- [Problem description]: Find each line with the word "code" and copy it.

==== Material to process

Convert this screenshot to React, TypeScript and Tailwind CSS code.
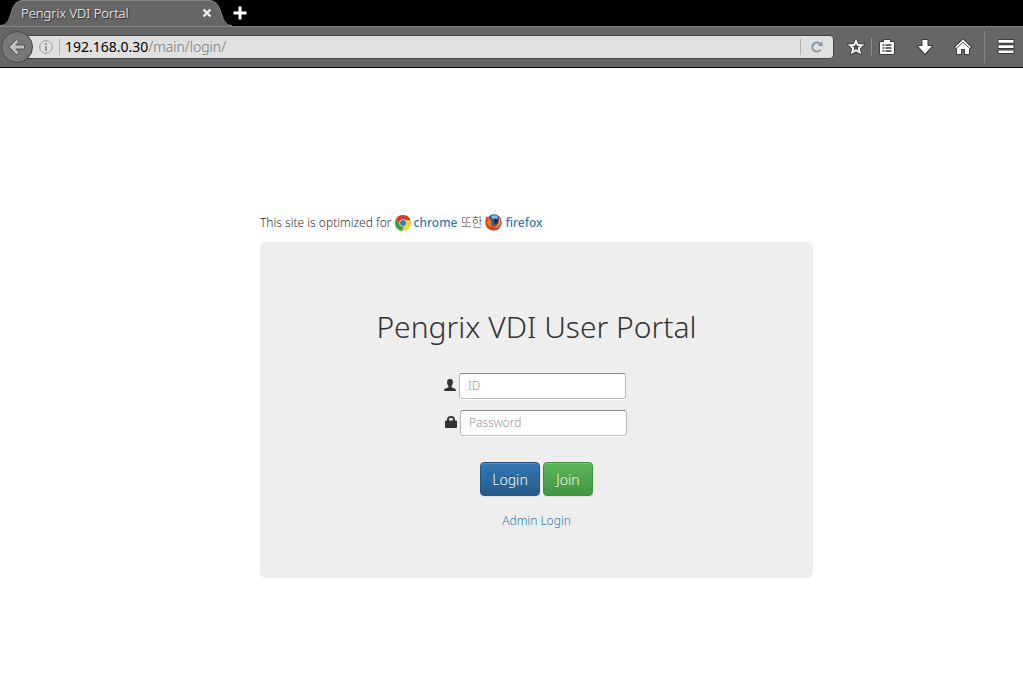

========
==== Material to process

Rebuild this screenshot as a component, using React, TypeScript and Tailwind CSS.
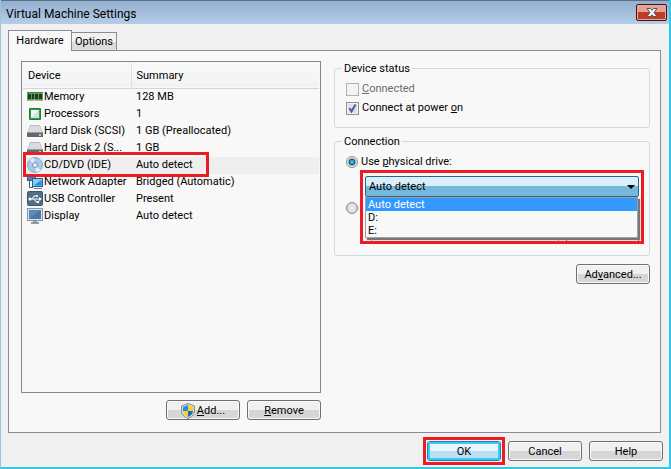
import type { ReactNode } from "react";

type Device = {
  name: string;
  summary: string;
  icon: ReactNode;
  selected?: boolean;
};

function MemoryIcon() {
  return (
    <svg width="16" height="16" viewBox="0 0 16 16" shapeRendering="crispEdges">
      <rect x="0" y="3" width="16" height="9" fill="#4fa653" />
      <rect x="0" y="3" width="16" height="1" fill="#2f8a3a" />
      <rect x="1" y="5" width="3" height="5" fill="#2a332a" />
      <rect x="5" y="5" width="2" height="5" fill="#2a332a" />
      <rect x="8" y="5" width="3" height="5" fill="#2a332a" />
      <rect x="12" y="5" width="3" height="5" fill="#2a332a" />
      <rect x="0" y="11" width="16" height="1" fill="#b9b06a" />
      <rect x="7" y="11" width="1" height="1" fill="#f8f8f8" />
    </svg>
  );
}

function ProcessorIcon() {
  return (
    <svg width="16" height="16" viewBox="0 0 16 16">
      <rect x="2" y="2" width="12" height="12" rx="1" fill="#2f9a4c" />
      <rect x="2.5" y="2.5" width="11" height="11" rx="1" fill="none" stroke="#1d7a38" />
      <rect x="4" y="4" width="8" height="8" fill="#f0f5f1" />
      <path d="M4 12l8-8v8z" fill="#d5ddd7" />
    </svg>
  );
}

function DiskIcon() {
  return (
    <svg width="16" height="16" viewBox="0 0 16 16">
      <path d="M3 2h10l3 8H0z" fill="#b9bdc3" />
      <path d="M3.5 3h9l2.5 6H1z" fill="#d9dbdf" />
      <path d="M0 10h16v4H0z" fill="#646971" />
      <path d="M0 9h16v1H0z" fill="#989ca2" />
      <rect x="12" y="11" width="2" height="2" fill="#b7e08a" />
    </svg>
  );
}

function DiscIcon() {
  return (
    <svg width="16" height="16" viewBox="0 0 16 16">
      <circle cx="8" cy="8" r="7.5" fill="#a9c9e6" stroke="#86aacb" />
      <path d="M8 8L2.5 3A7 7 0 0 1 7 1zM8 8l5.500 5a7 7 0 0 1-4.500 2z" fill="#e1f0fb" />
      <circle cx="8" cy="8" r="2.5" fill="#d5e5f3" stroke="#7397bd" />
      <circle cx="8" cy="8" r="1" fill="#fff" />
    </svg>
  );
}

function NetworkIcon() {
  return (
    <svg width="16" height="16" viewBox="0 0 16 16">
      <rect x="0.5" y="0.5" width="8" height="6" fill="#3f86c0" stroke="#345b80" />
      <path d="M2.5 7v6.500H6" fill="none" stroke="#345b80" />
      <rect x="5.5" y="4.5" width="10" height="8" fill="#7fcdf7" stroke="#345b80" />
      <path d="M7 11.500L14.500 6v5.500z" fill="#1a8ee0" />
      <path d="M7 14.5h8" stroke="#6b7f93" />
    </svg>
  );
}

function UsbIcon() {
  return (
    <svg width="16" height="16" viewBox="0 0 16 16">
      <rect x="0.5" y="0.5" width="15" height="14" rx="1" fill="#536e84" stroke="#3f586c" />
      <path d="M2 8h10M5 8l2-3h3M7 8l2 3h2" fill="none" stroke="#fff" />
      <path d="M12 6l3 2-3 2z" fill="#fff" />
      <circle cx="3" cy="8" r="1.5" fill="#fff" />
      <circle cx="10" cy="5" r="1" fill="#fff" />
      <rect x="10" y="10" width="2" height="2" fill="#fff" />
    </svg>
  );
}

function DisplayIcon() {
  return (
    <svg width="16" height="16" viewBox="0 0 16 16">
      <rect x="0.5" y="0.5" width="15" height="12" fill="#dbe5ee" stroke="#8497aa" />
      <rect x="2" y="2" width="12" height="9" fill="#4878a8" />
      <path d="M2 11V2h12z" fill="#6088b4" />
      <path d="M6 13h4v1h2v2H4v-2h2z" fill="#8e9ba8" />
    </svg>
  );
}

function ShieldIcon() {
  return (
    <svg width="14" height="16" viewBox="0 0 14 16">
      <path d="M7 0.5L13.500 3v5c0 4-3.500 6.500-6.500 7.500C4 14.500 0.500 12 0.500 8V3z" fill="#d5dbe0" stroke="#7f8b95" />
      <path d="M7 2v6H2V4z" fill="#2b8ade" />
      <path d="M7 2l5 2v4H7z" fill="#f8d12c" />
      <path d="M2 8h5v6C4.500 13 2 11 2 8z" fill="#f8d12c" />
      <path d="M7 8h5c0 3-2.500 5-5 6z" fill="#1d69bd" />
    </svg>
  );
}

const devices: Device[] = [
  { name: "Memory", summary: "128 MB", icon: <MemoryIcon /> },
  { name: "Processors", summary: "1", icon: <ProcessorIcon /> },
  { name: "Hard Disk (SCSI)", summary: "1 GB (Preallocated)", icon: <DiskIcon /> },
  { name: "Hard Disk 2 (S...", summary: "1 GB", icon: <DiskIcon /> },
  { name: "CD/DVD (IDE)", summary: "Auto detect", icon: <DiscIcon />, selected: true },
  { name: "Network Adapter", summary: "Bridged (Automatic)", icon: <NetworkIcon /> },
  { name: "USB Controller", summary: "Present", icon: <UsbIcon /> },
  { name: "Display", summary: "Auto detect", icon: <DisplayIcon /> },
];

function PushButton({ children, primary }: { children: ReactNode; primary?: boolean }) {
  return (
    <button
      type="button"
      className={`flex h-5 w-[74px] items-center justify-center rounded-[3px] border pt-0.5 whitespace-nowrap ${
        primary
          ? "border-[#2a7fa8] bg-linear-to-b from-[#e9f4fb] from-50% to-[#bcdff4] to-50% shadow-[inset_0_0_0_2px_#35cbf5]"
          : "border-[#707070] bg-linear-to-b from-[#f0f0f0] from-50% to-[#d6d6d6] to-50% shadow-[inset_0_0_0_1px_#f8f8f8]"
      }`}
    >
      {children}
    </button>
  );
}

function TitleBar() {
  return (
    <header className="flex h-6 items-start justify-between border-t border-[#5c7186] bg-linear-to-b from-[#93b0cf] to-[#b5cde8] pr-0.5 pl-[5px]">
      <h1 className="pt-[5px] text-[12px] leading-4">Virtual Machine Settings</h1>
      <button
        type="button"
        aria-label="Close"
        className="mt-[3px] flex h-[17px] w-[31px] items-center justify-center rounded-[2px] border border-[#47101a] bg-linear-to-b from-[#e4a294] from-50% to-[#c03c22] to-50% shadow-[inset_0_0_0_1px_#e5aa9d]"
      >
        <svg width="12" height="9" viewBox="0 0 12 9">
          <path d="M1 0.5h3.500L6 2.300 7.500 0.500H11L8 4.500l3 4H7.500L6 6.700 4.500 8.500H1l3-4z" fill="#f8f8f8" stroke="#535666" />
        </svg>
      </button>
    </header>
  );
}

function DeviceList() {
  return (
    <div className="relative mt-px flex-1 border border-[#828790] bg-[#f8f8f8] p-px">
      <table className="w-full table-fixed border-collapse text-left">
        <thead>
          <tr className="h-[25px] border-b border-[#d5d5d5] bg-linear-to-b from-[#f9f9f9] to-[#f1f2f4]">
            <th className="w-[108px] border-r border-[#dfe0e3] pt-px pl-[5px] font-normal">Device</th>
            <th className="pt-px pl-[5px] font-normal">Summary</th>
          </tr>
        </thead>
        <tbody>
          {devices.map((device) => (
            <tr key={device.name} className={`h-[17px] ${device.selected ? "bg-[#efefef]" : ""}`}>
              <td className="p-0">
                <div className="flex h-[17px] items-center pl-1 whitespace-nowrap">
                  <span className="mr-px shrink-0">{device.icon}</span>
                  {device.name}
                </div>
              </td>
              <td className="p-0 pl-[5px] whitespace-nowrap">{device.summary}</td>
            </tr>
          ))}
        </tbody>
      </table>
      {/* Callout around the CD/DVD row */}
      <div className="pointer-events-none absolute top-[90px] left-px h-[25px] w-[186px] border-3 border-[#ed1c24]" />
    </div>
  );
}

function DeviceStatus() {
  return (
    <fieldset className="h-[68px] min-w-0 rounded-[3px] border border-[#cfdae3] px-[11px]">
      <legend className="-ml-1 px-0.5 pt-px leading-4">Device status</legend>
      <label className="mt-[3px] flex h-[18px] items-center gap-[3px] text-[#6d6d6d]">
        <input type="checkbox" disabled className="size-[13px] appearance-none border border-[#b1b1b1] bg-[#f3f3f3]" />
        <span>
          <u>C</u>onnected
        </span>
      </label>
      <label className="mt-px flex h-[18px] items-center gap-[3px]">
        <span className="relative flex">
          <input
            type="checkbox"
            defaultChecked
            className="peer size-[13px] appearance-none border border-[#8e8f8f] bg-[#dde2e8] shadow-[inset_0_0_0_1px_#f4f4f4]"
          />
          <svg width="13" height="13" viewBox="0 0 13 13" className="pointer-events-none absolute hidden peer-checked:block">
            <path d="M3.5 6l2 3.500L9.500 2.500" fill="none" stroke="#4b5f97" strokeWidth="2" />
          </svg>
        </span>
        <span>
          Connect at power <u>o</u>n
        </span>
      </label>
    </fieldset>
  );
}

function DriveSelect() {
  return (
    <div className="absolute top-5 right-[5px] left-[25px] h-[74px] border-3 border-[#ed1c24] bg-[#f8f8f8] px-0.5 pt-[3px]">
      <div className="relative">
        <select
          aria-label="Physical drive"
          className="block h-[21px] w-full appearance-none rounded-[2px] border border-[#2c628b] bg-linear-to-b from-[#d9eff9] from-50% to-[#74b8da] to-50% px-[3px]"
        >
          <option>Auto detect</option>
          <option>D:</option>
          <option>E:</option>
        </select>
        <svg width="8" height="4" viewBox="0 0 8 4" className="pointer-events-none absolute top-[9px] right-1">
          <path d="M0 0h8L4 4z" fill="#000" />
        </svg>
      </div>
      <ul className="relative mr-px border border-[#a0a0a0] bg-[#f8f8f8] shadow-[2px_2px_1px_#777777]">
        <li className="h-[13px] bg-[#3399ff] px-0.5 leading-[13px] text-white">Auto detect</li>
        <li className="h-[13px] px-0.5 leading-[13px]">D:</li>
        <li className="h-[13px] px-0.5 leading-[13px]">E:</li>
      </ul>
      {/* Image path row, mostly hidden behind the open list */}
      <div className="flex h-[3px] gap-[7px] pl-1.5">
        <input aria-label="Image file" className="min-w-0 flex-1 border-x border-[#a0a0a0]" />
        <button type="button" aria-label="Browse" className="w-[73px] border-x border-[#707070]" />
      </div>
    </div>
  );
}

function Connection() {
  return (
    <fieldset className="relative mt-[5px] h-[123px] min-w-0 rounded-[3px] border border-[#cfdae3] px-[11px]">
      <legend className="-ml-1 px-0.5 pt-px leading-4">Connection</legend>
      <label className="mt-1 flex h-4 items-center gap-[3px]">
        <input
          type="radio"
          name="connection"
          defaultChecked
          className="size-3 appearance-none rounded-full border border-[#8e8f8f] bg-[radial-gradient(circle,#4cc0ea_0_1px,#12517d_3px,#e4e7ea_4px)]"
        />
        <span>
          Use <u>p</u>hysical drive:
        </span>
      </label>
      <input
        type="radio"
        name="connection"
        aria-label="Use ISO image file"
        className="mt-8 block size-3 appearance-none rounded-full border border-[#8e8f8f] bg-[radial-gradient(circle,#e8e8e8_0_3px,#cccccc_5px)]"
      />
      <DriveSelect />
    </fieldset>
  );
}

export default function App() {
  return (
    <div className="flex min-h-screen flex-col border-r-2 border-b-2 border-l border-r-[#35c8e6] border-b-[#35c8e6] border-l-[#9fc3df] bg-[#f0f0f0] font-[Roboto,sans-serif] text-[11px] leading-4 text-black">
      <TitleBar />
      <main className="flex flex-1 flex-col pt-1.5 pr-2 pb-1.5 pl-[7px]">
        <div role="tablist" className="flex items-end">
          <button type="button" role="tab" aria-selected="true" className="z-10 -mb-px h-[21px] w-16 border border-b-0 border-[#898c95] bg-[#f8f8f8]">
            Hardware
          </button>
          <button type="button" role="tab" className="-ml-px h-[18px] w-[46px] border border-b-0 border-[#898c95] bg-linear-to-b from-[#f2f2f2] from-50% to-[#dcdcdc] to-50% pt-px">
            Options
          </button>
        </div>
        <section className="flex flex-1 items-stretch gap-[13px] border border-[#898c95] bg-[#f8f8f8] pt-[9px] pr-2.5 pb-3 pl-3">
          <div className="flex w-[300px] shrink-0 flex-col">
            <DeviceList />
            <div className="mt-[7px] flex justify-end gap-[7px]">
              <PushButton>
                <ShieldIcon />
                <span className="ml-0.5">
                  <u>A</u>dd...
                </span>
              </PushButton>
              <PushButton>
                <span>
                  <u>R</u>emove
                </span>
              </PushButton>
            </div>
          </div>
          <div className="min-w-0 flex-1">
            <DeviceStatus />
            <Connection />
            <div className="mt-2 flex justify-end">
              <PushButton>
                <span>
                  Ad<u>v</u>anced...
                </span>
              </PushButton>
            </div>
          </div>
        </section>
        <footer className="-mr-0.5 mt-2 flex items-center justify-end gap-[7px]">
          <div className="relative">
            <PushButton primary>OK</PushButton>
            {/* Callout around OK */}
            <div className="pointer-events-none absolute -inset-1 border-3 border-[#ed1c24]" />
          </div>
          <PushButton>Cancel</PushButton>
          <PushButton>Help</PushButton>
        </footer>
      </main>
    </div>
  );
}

========
==== Material to process

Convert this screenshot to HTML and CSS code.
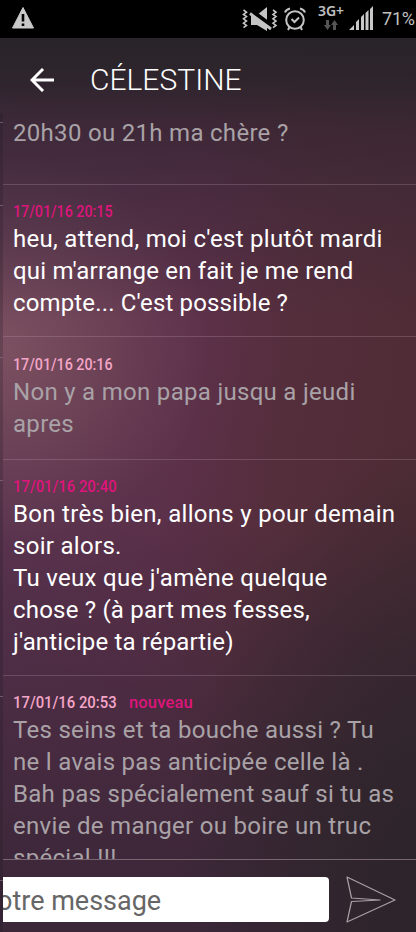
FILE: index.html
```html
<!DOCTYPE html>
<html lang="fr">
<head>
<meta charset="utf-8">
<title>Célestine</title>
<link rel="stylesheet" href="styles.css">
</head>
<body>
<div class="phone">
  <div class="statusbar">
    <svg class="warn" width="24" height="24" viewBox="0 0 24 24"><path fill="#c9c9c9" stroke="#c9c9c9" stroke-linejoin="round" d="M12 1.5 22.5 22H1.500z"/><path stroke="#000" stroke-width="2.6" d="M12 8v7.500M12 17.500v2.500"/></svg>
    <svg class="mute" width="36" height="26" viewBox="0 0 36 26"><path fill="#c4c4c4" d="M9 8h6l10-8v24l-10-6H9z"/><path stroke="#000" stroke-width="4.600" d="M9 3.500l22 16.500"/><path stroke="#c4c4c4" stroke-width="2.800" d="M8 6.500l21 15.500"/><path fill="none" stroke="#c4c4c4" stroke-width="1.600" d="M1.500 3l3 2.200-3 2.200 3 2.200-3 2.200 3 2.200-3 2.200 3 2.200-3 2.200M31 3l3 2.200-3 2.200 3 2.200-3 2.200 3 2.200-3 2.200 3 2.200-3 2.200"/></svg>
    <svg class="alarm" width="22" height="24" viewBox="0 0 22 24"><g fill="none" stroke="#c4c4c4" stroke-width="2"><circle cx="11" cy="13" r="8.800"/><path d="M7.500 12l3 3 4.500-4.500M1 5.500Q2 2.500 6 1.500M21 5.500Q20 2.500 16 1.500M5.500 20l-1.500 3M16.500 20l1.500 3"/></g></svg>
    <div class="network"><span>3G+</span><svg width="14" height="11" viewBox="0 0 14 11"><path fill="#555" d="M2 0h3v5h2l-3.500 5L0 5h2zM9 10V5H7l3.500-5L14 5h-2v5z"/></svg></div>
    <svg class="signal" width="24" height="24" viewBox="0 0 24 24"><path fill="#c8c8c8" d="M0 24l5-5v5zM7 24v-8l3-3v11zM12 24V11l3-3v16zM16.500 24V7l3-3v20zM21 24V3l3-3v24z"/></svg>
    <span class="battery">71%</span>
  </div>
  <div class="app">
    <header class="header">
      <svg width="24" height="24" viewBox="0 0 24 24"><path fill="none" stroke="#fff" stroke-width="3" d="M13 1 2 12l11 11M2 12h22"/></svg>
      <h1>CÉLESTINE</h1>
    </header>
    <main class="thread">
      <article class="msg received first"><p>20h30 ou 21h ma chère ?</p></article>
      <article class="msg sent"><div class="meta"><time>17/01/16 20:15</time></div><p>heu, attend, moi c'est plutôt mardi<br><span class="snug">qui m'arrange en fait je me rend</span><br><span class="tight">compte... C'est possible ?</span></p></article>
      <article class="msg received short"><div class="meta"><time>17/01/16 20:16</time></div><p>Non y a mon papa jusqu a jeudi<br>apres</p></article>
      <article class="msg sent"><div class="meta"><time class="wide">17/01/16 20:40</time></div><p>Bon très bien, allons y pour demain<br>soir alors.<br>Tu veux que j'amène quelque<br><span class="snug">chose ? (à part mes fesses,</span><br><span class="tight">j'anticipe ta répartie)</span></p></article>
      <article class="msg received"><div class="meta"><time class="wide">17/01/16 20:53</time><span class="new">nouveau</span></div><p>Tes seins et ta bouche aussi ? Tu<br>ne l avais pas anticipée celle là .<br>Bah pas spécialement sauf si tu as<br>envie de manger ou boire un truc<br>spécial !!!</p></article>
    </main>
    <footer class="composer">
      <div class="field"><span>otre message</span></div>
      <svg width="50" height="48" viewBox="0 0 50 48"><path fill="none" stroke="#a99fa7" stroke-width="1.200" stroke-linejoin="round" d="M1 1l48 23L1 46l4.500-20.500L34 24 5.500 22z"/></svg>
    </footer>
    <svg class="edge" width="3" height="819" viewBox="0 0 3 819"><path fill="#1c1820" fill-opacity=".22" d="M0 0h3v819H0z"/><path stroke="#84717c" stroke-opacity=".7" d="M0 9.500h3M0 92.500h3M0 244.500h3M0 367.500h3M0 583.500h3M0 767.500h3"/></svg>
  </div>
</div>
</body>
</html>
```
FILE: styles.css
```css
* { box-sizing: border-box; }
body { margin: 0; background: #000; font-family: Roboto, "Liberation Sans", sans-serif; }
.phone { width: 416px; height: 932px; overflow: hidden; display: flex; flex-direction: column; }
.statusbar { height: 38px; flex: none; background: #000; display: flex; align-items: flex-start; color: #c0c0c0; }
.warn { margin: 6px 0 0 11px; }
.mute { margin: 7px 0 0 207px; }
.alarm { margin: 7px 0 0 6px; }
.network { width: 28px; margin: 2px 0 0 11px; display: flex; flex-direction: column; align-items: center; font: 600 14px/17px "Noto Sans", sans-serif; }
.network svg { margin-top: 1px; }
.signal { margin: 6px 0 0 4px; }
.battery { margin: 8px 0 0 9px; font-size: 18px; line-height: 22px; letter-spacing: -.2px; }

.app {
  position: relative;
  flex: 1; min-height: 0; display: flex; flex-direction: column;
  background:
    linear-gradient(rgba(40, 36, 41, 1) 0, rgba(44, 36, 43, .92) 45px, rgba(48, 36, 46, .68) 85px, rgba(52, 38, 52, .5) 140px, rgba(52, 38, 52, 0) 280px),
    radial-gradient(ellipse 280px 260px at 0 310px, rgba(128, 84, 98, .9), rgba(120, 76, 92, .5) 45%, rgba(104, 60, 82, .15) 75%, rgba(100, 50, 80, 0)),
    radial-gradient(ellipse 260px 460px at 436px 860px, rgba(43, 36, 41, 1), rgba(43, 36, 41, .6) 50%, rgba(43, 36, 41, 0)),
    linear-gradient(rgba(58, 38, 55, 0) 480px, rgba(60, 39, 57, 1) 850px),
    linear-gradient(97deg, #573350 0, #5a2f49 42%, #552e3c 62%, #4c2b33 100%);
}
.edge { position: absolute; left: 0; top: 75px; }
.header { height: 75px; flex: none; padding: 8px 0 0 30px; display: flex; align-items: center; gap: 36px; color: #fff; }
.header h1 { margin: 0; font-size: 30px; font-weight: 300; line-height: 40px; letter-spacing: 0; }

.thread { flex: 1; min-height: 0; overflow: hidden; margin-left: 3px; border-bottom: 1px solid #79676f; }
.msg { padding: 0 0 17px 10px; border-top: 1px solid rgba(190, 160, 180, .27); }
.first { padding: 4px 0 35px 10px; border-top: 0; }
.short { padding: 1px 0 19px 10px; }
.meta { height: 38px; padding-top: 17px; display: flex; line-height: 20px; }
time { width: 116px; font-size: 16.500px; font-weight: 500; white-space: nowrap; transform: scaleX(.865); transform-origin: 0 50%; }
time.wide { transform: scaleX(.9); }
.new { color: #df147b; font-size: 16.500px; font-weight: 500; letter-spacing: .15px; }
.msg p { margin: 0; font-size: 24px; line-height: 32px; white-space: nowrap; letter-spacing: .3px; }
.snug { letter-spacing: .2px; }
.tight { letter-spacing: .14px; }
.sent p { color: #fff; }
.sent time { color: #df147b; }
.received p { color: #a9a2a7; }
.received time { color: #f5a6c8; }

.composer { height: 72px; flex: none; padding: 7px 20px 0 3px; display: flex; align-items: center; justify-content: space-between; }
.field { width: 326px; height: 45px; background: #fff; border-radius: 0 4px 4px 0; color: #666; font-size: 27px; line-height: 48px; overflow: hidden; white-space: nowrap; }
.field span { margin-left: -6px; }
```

========

- [Answer in full]:
Convert this screenshot to React, TypeScript and Tailwind CSS code.
Convert this screenshot to HTML and CSS code.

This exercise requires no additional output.